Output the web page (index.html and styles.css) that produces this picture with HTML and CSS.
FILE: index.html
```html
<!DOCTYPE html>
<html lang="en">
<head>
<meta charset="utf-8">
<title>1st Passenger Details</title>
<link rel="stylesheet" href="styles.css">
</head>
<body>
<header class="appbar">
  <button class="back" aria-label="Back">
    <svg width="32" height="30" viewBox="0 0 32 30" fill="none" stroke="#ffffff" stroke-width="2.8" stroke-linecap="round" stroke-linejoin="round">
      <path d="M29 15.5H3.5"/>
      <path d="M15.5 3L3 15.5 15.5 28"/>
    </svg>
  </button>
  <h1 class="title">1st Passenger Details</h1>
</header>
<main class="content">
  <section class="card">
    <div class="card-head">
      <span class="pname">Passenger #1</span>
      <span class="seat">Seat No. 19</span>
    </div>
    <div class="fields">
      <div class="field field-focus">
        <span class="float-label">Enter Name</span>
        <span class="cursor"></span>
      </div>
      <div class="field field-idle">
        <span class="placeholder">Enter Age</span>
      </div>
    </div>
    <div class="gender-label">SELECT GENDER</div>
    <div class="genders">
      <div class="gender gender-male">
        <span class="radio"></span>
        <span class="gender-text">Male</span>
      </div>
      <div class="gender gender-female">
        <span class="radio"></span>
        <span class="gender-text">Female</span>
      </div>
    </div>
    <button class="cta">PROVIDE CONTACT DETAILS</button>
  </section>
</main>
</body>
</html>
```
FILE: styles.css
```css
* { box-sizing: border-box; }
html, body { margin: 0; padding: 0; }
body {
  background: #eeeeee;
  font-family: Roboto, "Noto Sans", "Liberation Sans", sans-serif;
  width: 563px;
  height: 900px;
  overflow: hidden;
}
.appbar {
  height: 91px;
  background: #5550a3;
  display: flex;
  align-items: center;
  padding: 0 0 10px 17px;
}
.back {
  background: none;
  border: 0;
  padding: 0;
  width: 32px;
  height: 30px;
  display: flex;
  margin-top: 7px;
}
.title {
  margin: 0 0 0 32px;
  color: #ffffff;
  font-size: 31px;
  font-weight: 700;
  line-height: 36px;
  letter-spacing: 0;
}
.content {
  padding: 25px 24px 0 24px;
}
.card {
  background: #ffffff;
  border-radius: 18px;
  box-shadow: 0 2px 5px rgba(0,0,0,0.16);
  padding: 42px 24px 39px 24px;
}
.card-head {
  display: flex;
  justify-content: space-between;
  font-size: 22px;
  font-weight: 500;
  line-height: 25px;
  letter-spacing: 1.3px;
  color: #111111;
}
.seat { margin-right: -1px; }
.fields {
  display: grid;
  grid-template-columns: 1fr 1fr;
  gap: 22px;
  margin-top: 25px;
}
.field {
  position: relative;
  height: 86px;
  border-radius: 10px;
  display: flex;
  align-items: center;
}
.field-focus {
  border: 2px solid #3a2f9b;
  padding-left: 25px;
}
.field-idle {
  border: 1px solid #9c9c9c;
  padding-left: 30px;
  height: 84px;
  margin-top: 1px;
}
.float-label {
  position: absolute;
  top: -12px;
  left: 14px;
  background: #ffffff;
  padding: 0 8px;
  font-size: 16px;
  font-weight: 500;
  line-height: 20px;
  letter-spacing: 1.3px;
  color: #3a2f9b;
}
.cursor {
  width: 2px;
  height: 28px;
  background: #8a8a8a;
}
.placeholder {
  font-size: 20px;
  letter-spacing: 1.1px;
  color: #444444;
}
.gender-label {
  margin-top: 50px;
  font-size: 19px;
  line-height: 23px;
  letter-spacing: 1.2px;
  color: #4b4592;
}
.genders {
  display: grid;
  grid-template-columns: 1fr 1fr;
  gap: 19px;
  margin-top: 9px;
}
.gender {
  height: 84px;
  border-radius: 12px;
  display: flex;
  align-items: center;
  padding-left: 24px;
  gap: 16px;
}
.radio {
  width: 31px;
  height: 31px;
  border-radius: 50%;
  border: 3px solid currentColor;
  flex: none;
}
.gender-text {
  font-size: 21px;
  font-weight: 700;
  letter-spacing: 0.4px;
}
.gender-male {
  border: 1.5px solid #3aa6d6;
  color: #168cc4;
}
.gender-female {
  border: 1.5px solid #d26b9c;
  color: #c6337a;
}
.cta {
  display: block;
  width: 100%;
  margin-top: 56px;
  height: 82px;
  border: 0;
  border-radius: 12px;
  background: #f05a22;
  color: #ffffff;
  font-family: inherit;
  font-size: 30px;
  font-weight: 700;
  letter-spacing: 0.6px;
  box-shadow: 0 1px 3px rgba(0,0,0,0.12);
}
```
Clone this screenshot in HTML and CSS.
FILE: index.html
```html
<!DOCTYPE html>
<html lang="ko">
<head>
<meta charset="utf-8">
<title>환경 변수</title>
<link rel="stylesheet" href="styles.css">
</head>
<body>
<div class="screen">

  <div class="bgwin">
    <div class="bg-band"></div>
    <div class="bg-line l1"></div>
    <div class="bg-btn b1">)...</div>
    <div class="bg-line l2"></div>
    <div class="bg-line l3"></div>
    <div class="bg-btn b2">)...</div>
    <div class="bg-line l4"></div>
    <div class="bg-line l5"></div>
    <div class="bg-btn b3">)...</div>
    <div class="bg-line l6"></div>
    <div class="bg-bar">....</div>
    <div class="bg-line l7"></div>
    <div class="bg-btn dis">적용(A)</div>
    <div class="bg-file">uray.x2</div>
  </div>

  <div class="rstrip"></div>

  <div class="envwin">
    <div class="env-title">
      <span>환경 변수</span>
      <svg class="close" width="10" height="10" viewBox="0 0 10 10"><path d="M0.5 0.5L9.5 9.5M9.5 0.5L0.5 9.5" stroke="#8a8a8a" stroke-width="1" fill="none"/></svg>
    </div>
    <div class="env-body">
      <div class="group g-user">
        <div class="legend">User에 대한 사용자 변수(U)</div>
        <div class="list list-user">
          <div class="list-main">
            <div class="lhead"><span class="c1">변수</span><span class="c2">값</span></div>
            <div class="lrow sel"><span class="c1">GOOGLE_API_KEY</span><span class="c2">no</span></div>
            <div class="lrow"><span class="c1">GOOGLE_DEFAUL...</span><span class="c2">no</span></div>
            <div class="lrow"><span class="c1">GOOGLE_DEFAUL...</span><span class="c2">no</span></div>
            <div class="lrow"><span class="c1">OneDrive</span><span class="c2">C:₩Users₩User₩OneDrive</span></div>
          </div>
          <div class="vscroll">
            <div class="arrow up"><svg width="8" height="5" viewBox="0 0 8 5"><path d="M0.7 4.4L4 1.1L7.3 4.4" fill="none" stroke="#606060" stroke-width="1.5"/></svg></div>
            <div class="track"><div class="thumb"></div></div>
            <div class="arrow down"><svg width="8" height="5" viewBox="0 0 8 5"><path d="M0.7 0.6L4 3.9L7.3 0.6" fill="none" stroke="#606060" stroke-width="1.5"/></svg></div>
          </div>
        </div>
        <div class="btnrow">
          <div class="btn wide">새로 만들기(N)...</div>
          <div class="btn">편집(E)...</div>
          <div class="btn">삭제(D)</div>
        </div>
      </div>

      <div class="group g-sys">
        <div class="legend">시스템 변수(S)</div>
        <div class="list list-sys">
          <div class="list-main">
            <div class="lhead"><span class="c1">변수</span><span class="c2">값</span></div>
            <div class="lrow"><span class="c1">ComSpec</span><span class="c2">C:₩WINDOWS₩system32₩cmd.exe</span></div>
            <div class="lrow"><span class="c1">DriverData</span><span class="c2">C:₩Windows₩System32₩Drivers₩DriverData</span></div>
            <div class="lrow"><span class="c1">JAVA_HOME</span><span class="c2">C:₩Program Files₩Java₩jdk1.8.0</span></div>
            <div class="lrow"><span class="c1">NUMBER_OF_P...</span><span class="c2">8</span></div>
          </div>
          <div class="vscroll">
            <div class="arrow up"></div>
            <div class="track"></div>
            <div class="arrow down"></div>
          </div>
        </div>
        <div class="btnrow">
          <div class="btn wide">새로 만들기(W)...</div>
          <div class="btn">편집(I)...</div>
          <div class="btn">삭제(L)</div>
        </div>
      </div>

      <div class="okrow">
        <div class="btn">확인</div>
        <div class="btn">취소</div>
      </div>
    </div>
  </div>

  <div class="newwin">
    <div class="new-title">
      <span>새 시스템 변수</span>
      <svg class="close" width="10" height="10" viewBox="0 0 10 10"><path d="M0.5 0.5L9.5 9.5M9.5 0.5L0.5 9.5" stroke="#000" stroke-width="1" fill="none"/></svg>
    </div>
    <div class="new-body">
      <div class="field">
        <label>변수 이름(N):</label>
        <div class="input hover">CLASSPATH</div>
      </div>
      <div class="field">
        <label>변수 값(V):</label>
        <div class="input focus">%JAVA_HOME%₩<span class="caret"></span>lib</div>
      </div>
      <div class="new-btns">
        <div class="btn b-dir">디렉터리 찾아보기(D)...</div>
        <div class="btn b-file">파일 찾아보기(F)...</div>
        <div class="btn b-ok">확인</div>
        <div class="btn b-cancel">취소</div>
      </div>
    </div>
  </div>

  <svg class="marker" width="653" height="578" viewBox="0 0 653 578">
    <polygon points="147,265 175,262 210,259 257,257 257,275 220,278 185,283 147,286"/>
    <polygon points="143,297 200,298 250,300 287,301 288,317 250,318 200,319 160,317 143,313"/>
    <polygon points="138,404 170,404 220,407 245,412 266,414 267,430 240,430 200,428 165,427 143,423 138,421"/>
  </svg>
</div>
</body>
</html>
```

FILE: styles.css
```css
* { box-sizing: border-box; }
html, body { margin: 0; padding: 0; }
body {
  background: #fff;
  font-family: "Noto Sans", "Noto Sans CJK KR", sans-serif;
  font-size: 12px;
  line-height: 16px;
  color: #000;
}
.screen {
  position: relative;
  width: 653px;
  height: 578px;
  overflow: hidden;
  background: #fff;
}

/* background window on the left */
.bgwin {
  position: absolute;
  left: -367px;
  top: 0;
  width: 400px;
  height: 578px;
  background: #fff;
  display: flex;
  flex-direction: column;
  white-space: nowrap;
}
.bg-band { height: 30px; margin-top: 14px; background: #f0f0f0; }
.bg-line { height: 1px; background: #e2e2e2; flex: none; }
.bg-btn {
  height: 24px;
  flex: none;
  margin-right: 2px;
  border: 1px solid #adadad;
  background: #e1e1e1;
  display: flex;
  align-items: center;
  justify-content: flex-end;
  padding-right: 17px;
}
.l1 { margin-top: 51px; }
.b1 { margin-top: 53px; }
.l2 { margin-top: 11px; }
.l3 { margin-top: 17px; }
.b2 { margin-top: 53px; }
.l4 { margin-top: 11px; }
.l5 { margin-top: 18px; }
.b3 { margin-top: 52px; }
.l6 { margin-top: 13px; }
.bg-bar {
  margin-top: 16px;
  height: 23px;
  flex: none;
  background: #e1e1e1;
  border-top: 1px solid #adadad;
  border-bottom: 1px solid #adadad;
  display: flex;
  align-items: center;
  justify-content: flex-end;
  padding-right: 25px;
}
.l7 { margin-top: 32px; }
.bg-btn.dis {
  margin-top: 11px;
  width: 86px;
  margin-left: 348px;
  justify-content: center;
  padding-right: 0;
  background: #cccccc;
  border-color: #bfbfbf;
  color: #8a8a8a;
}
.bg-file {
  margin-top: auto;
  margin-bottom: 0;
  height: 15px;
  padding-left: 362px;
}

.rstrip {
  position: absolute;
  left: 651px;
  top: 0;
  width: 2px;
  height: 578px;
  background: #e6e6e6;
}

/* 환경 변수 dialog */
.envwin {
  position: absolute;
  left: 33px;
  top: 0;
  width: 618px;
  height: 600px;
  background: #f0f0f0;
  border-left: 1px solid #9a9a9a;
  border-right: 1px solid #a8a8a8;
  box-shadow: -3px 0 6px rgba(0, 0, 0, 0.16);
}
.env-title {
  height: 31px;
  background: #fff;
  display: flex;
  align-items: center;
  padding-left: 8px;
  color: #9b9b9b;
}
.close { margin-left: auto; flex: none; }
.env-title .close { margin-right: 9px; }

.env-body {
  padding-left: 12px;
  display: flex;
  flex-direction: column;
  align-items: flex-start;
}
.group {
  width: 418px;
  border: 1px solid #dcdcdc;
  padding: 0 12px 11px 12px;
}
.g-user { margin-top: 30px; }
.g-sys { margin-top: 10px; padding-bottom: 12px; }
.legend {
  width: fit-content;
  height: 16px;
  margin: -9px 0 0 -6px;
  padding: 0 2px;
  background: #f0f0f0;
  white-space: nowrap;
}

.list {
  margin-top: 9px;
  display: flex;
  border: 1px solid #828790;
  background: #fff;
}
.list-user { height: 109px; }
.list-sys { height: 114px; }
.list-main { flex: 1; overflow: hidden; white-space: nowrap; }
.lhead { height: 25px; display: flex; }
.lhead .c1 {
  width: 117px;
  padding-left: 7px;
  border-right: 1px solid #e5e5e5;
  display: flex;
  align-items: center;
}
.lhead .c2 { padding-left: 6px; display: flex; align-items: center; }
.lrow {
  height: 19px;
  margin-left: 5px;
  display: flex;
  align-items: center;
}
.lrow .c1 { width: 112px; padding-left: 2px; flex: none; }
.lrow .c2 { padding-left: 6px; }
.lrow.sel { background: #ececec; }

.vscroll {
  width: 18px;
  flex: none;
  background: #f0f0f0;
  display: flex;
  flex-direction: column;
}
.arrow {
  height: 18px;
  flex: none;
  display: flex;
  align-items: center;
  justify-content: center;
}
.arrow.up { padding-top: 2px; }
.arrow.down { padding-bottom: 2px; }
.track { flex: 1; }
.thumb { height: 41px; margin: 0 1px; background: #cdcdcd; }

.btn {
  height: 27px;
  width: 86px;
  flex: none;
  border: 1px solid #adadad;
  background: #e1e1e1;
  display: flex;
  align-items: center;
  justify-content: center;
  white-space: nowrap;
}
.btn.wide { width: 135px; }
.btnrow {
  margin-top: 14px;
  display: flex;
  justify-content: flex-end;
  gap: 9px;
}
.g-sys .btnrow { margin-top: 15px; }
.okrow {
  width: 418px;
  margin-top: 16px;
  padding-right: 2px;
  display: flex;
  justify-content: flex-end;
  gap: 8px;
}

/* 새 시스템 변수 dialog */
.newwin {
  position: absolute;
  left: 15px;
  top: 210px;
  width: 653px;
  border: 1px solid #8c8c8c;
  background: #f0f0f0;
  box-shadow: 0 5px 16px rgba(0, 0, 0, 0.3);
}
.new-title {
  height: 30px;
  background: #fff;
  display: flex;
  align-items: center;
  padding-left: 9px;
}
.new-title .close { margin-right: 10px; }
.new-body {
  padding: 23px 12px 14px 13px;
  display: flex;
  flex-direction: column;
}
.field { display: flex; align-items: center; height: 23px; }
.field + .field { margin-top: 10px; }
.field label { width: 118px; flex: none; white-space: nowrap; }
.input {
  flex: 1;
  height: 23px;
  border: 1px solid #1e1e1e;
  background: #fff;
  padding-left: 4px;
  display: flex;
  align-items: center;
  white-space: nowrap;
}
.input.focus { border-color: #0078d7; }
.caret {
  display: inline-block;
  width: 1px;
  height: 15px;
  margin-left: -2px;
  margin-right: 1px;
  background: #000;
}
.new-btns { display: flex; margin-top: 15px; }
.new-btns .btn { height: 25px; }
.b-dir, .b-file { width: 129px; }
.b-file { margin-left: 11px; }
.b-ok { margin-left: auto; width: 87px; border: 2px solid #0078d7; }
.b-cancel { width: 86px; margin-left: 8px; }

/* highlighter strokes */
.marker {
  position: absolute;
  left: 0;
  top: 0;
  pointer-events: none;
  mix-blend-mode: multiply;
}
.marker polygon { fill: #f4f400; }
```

* _THE TASK_: Count how many lines include the string "this". Nothing but the number is needed.

* _REPLY TO THE EXERCISE_: 2